По возвращении в Лондон Бриан решил избавиться от квартиры на Уэдхэм–стрит, где был так несчастлив с Диззом. В течение нескольких недель он приобрел прелестное пятиэтажное здание с частным гаражом, комнатами для прислуги, официальной обеденной комнатой и садом на крыше. Чтобы занять себя и отвлечь мысли от Дизза, Бриан бросился заново оформлять дом, следуя советам обладающего прекрасным вкусом Кеннета Партриджа.
615 июня 1965 года битлов включили в список на присуждение почетных титулов и награждение орденами и медалями по случаю дня рождения Ее Величества королевы Елизаветы. Они должны были принять акколаду Члена Британской Империи — самый низкий ранг рыцарского ордена, обычно этой награды удостаиваются филантропы.
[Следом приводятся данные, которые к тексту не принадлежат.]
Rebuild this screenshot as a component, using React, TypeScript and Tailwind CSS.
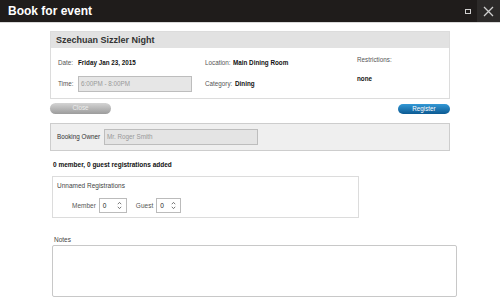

Пола, Джона и Ринго потрясла оказанная им величайшая честь, чего нельзя сказать о Джоне Ленноне. Королевская семья и классовая структура Англии всегда были его излюбленной мишенью, и то, что он вступит в их ряды, наполняло его чувством вины. Когда ему впервые сообщили о награждении в личном письме, написанном представителем королевы, он почувствовал такое отвращение, что выбросил письмо в кипу писем от своих фанатов, и так и не ответил на него. Несколько недель спустя, после того, как обеспокоенный Букингемский Дворец спросил Бриана, как Джон отнесся к этому событию, Бриан настоял на том, чтобы галантное письмо от имени Джона было отправлено.